Im Punkt drei wird die Methodik dieser Arbeit vorgestellt. Sie verdeutlicht die Vorgehensweise der Informationserhebung und -auswertung sowie die in dieser Arbeit verwendete Analysetechnik. Ebenso soll hier der Literaturbericht einfließen.
Im anschließenden empirischen Teil der Arbeit wird einleitend versucht, den Policy-Bereich Umweltpolitik zu definieren. Gleichzeitig werden die Prinzipien und Instrumente der Umweltpolitik sowie deren Zielsetzung erläutert. Einerseits wird ein Blick auf die historische Entwicklung der Kompetenzverlagerung im Bereich der Umweltpolitik auf die europäische Ebene gerichtet, weil dadurch Schlussfolgerungen zum Stand der Europäisierung in diesem Politikfeld sowie die Einordnung in den hostorischen Kontext möglich sind. Dadurch soll andererseits auch die Ausgangssituation in der BRD verdeutlicht werden, um die stattfindenden Veränderungen besser nachvollziehen zu können.

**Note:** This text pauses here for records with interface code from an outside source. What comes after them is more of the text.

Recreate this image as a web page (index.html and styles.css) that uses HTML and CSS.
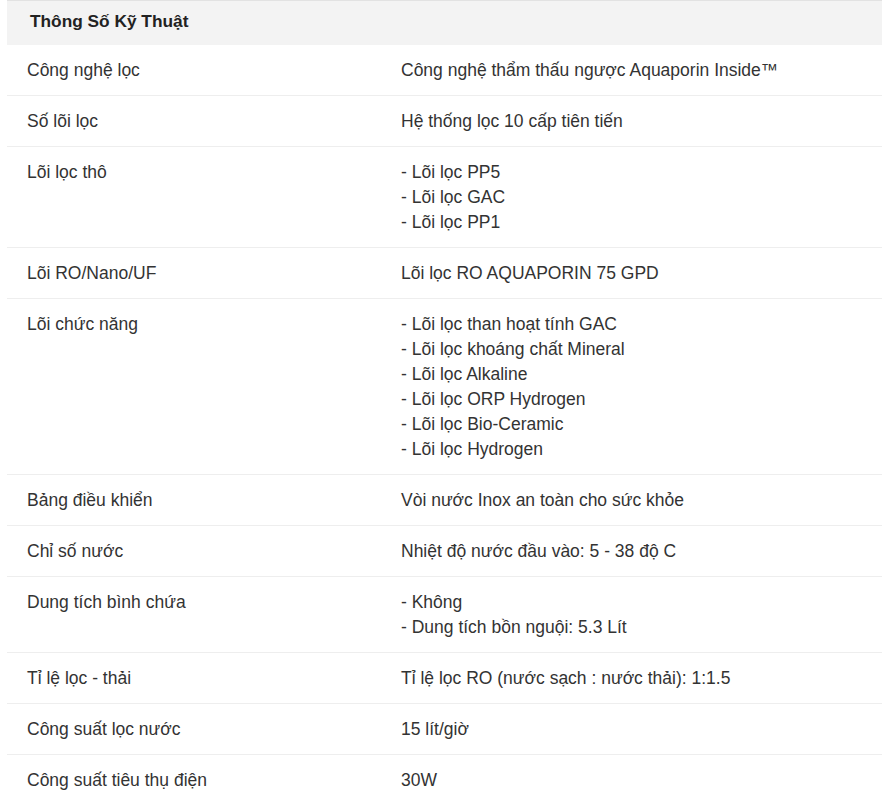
FILE: index.html
```html
<!DOCTYPE html>
<html lang="vi">
<head>
<meta charset="utf-8">
<title>Thông Số Kỹ Thuật</title>
<link rel="stylesheet" href="styles.css">
</head>
<body>
<div class="specs">
  <div class="specs-head">Thông Số Kỹ Thuật</div>
  <div class="row"><div class="label">Công nghệ lọc</div><div class="value">Công nghệ thẩm thấu ngược Aquaporin Inside™</div></div>
  <div class="row"><div class="label">Số lõi lọc</div><div class="value">Hệ thống lọc 10 cấp tiên tiến</div></div>
  <div class="row"><div class="label">Lõi lọc thô</div><div class="value">- Lõi lọc PP5<br>- Lõi lọc GAC<br>- Lõi lọc PP1</div></div>
  <div class="row"><div class="label">Lõi RO/Nano/UF</div><div class="value">Lõi lọc RO AQUAPORIN 75 GPD</div></div>
  <div class="row"><div class="label">Lõi chức năng</div><div class="value">- Lõi lọc than hoạt tính GAC<br>- Lõi lọc khoáng chất Mineral<br>- Lõi lọc Alkaline<br>- Lõi lọc ORP Hydrogen<br>- Lõi lọc Bio-Ceramic<br>- Lõi lọc Hydrogen</div></div>
  <div class="row"><div class="label">Bảng điều khiển</div><div class="value">Vòi nước Inox an toàn cho sức khỏe</div></div>
  <div class="row"><div class="label">Chỉ số nước</div><div class="value">Nhiệt độ nước đầu vào: 5 - 38 độ C</div></div>
  <div class="row"><div class="label">Dung tích bình chứa</div><div class="value">- Không<br>- Dung tích bồn nguội: 5.3 Lít</div></div>
  <div class="row"><div class="label">Tỉ lệ lọc - thải</div><div class="value">Tỉ lệ lọc RO (nước sạch : nước thải): 1:1.5</div></div>
  <div class="row"><div class="label">Công suất lọc nước</div><div class="value">15 lít/giờ</div></div>
  <div class="row"><div class="label">Công suất tiêu thụ điện</div><div class="value">30W</div></div>
</div>
</body>
</html>
```
FILE: styles.css
```css
html, body {
  margin: 0;
  padding: 0;
  background: #fff;
}
body {
  font-family: "Liberation Sans", Arial, sans-serif;
  font-size: 17.5px;
  color: #333;
}
.specs {
  margin-left: 7px;
  width: 875px;
}
.specs-head {
  background: #f3f3f3;
  border-top: 1px solid #e2e2e2;
  font-weight: bold;
  font-size: 17.3px;
  color: #222;
  padding: 8px 23px 11px;
  line-height: 25px;
}
.row {
  display: grid;
  grid-template-columns: 374px 1fr;
  border-bottom: 1px solid #eeeeee;
  line-height: 25px;
}
.row:last-child {
  border-bottom: none;
}
.label, .value {
  padding: 13px 20px 12px;
}
```
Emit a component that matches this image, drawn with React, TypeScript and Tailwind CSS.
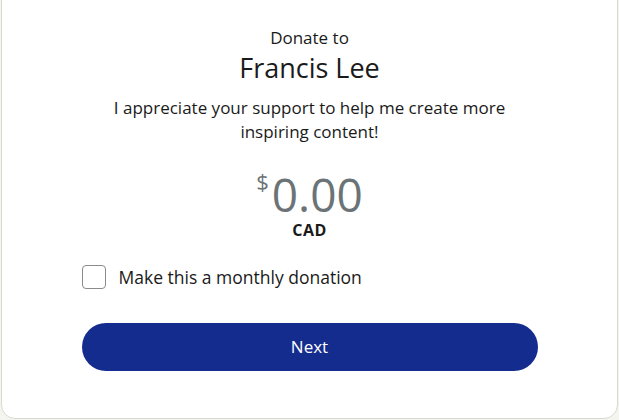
import React, { useState } from "react";

export default function App() {
  const [monthly, setMonthly] = useState(false);

  return (
    <div className="w-[619px] h-[420px] bg-[#f5f5f0] overflow-hidden" style={{ fontFamily: "'Open Sans', 'Noto Sans', sans-serif" }}>
      <div className="ml-px mr-px mt-[-12px] h-[431px] bg-white border border-[#d9d9d2] rounded-b-[14px] flex flex-col items-center text-[#1a1a1a]">
        <div className="mt-[38px] text-[17px] leading-[22px]">Donate to</div>
        <div className="mt-[2px] text-[27px] leading-[34px]">Francis Lee</div>
        <p className="mt-[11px] w-[410px] text-center text-[17px] leading-[24px]">
          I appreciate your support to help me create more inspiring content!
        </p>

        <div className="mt-[28px] flex items-start text-[#6b7376]">
          <span className="text-[22px] leading-[22px] mt-[-2px] mr-[3px]">$</span>
          <span className="text-[46px] leading-[44px]">0.00</span>
        </div>
        <div className="mt-[5px] text-[16px] leading-[18px] font-bold tracking-[0.4px]">CAD</div>

        <div className="w-[456px] mt-[26px]">
          <label className="flex items-center gap-[13px] cursor-pointer">
            <input
              type="checkbox"
              checked={monthly}
              onChange={() => setMonthly(!monthly)}
              className="appearance-none w-[24px] h-[24px] rounded-[4px] border border-[#8a8a8a] bg-white"
            />
            <span className="text-[17.5px] leading-[24px]">Make this a monthly donation</span>
          </label>

          <button className="mt-[34px] w-full h-[48px] rounded-full bg-[#142c8e] text-white text-[17px]">
            Next
          </button>
        </div>
      </div>
    </div>
  );
}
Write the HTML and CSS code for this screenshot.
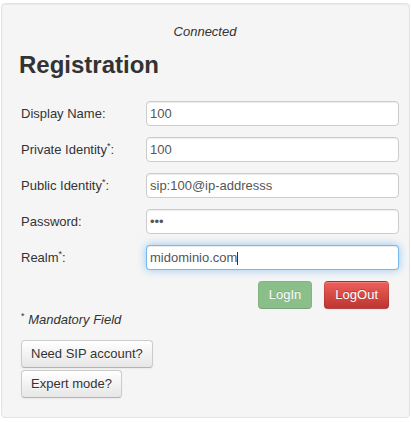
FILE: index.html
```html
<!DOCTYPE html>
<html lang="en">
<head>
    <meta charset="UTF-8">
    <title>Registration</title>
<link rel="stylesheet" href="styles.css">
</head>
<body>

<div class="page">
    <div class="well">
        <div class="status"><i>Connected</i></div>
        <h2>Registration</h2>

        <div class="form-grid">
            <label for="display-name">Display Name:</label>
            <input type="text" id="display-name" value="100">

            <label for="private-identity">Private Identity<sup>*</sup>:</label>
            <input type="text" id="private-identity" value="100">

            <label for="public-identity">Public Identity<sup>*</sup>:</label>
            <input type="text" id="public-identity" value="sip:100@ip-addresss">

            <label for="password">Password:</label>
            <input type="password" id="password" value="abc">

            <label for="realm">Realm<sup>*</sup>:</label>
            <div class="field-wrap">
                <input type="text" id="realm" class="focused" value="midominio.com">
                <span class="caret"></span>
            </div>
        </div>

        <div class="actions">
            <button class="btn btn-success disabled" type="button">LogIn</button>
            <button class="btn btn-danger" type="button">LogOut</button>
        </div>

        <p class="mandatory"><sup>*</sup> <i>Mandatory Field</i></p>

        <div class="extra">
            <button class="btn" type="button">Need SIP account?</button>
            <button class="btn" type="button">Expert mode?</button>
        </div>
    </div>
</div>

</body>
</html>
```

FILE: styles.css
```css
body {
  margin: 0;
  font-family: "Liberation Sans", Arial, sans-serif;
  font-size: 13px;
  line-height: 18px;
  color: #333;
}

.page {
  padding: 3px 1px;
}

.well {
  width: 409px;
  box-sizing: border-box;
  padding: 19px;
  background-color: #f5f5f5;
  border: 1px solid #e3e3e3;
  border-radius: 4px;
  box-shadow: inset 0 1px 1px rgba(0, 0, 0, 0.05);
}

.status {
  text-align: center;
  padding-right: 1px;
}

h2 {
  margin: 9px 0 0 -2px;
  font-size: 24px;
  line-height: 30px;
  font-weight: bold;
  color: #333;
}

.form-grid {
  display: grid;
  grid-template-columns: 125px 1fr;
  row-gap: 11px;
  align-items: center;
  margin: 21px -9px 0 0;
}

.form-grid label {
  display: block;
}

sup {
  font-size: 9px;
  line-height: 0;
  vertical-align: 5px;
}

input {
  display: block;
  width: 100%;
  height: 25px;
  box-sizing: border-box;
  padding: 0 3px;
  font-family: "Liberation Sans", Arial, sans-serif;
  font-size: 13px;
  color: #555;
  background-color: #fff;
  border: 1px solid #ccc;
  border-radius: 4px;
  box-shadow: inset 0 1px 1px rgba(0, 0, 0, 0.075);
  outline: none;
}

input.focused {
  border-color: rgba(82, 168, 236, 0.8);
  box-shadow: inset 0 1px 1px rgba(0, 0, 0, 0.075), 0 0 8px rgba(82, 168, 236, 0.6);
}

.field-wrap {
  position: relative;
}

.caret {
  position: absolute;
  left: 91px;
  top: 7px;
  width: 1px;
  height: 13px;
  background-color: #333;
}

.actions {
  display: flex;
  justify-content: flex-end;
  gap: 12px;
  margin-top: 11px;
  padding-right: 1px;
}

.btn {
  height: 28px;
  box-sizing: border-box;
  padding: 0 9px;
  font-family: "Liberation Sans", Arial, sans-serif;
  font-size: 13px;
  line-height: 26px;
  color: #333;
  text-shadow: 0 1px 1px rgba(255, 255, 255, 0.75);
  background-color: #f5f5f5;
  background-image: linear-gradient(#fff, #e6e6e6);
  border: 1px solid #ccc;
  border-bottom-color: #b3b3b3;
  border-radius: 4px;
  box-shadow: inset 0 1px 0 rgba(255, 255, 255, 0.2), 0 1px 2px rgba(0, 0, 0, 0.05);
  cursor: pointer;
}

.btn-success,
.btn-danger {
  padding: 0 10px;
  color: #fff;
  text-shadow: 0 -1px 0 rgba(0, 0, 0, 0.25);
  border-color: rgba(0, 0, 0, 0.1) rgba(0, 0, 0, 0.1) rgba(0, 0, 0, 0.25);
}

.btn-success {
  background-color: #51a351;
  background-image: linear-gradient(#62c462, #51a351);
}

.btn-success.disabled {
  background-image: none;
  opacity: 0.65;
  box-shadow: none;
  cursor: default;
}

.btn-danger {
  background-color: #bd362f;
  background-image: linear-gradient(#ee5f5b, #bd362f);
}

.mandatory {
  margin: 2px 0 0;
}

.extra {
  display: flex;
  flex-direction: column;
  align-items: flex-start;
  gap: 2px;
  margin-top: 11px;
}
```
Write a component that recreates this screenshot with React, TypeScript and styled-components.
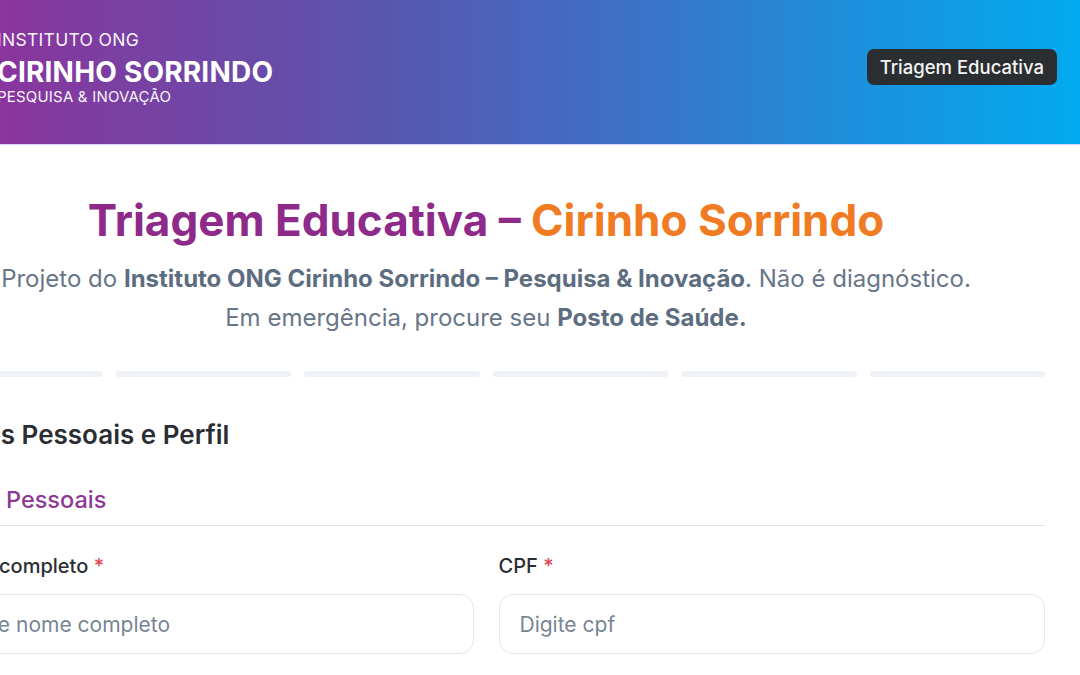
import React from 'react';
import styled, { createGlobalStyle } from 'styled-components';

const GlobalStyle = createGlobalStyle`
  html, body {
    margin: 0;
    padding: 0;
    background: #ffffff;
    overflow: hidden;
  }

  body {
    font-family: Inter, "Noto Sans", "Liberation Sans", sans-serif;
    -webkit-font-smoothing: antialiased;
  }
`;

const Page = styled.div`
  width: 1176px;
  margin-left: -96px;
  min-height: 675px;
  background: #ffffff;
`;

const Header = styled.header`
  box-sizing: border-box;
  height: 144px;
  padding: 0 23px 10px 93px;
  display: flex;
  align-items: center;
  justify-content: space-between;
  background: linear-gradient(90deg, #9a2a95 0%, #8a359d 8%, #5a55ae 40%, #3c72c6 62%, #1a92dd 82%, #02aaef 100%);
  box-shadow: 0 1px 0 rgba(210, 190, 255, 0.7);
  color: #ffffff;
`;

const Brand = styled.div`
  display: flex;
  flex-direction: column;
`;

const BrandTop = styled.span`
  font-size: 17.5px;
  line-height: 24px;
  font-weight: 400;
  letter-spacing: 0.3px;
  opacity: 0.95;
`;

const BrandName = styled.span`
  margin-top: 5px;
  font-size: 28px;
  line-height: 30px;
  font-weight: 700;
  letter-spacing: 0.2px;
`;

const BrandSub = styled.span`
  font-size: 15px;
  line-height: 20px;
  font-weight: 400;
  letter-spacing: 0.2px;
  opacity: 0.95;
`;

const Badge = styled.span`
  height: 36px;
  padding: 0 13px;
  display: inline-flex;
  align-items: center;
  border-radius: 7px;
  background: #2b2e30;
  color: #f4f4f4;
  font-size: 18.5px;
  font-weight: 500;
`;

const Main = styled.main`
  padding: 50px 35px 0 23px;
`;

const Title = styled.h1`
  margin: 0;
  text-align: center;
  font-size: 44px;
  line-height: 53px;
  font-weight: 700;
  color: #8e2a8a;
`;

const Accent = styled.span`
  color: #f07b22;
`;

const Intro = styled.p`
  margin: 12px 0 0;
  text-align: center;
  font-size: 24px;
  line-height: 39px;
  color: #677689;

  strong {
    font-weight: 700;
    color: #5d6d81;
  }
`;

const Steps = styled.div`
  margin-top: 34px;
  display: grid;
  grid-template-columns: repeat(6, 1fr);
  gap: 13px;
`;

const Step = styled.div<{ $done?: boolean }>`
  height: 6px;
  border-radius: 3px;
  background: ${(p) => (p.$done ? '#8e2a8a' : '#eef2f6')};
`;

const StepTitle = styled.h2`
  margin: 42px 0 0;
  padding-left: 8px;
  font-size: 26px;
  line-height: 32px;
  font-weight: 600;
  color: #2a2e33;
`;

const Section = styled.h3`
  margin: 34px 0 0;
  padding: 0 0 10px 1px;
  border-bottom: 1.5px solid #dde6ee;
  font-size: 23.5px;
  line-height: 30px;
  font-weight: 500;
  color: #8d3a94;
`;

const Fields = styled.div`
  margin-top: 28px;
  display: grid;
  grid-template-columns: 1fr 1fr;
  column-gap: 25px;
`;

const Field = styled.label<{ $indent?: number; $hint?: number }>`
  display: flex;
  flex-direction: column;
  gap: 16px;
  --indent: ${(p) => p.$indent ?? 0}px;
  --hint: ${(p) => p.$hint ?? 20}px;
`;

const LabelText = styled.span`
  padding-left: var(--indent);
  font-size: 20px;
  line-height: 24px;
  font-weight: 500;
  color: #2a2e33;
`;

const Required = styled.span`
  color: #e0464f;
`;

const Input = styled.input`
  box-sizing: border-box;
  height: 60px;
  width: 100%;
  padding: 0 20px 0 var(--hint);
  border: 1.5px solid #e1e7ef;
  border-radius: 14px;
  background: #ffffff;
  font-family: inherit;
  font-size: 21px;
  color: #2a2e33;
  outline: none;

  &::placeholder {
    color: #788495;
  }
`;

export default function App() {
  return (
    <Page>
      <GlobalStyle />
      <Header>
        <Brand>
          <BrandTop>INSTITUTO ONG</BrandTop>
          <BrandName>CIRINHO SORRINDO</BrandName>
          <BrandSub>PESQUISA &amp; INOVAÇÃO</BrandSub>
        </Brand>
        <Badge>Triagem Educativa</Badge>
      </Header>

      <Main>
        <Title>
          Triagem Educativa – <Accent>Cirinho Sorrindo</Accent>
        </Title>
        <Intro>
          Projeto do <strong>Instituto ONG Cirinho Sorrindo – Pesquisa &amp; Inovação</strong>. Não é diagnóstico.
          <br />
          Em emergência, procure seu <strong>Posto de Saúde.</strong>
        </Intro>

        <Steps>
          {[0, 1, 2, 3, 4, 5].map((i) => (
            <Step key={i} />
          ))}
        </Steps>

        <StepTitle>Dados Pessoais e Perfil</StepTitle>
        <Section>Dados Pessoais</Section>

        <Fields>
          <Field $indent={10} $hint={25}>
            <LabelText>
              Nome completo <Required>*</Required>
            </LabelText>
            <Input placeholder="Digite nome completo" />
          </Field>
          <Field>
            <LabelText>
              CPF <Required>*</Required>
            </LabelText>
            <Input placeholder="Digite cpf" />
          </Field>
        </Fields>
      </Main>
    </Page>
  );
}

Darauf aufbauend wird in Form eines Fallbeispiels eine konkrete EU-Vorgabe und deren Auswirkungen auf die nationale Ebene untersucht. Die UVP-Richtlinie eignet sich besonders gut dafür, da sie scheinbar ein Musterbeispiel für konkrete Vorgaben der EU ist, welche die Anpassung nationaler Regulierungsstile und -strukturen bewirken.1 Zum besseren Verständis wird vorerst die Enstehung und Weiterentwicklung der Richtlinie gezeigt, um die Haltung der BRD gegenüber dieser Vorgabe zu verdeutlichen. Geleitet durch den theoretischen Ansatz von Knill und Lehmkuhl sollen dann in diesm Fallbeispiel die Wirkungsweise, die Implementation und die Auswirkung auf natinaler Ebene der UVP- Richtlinie untersucht werden.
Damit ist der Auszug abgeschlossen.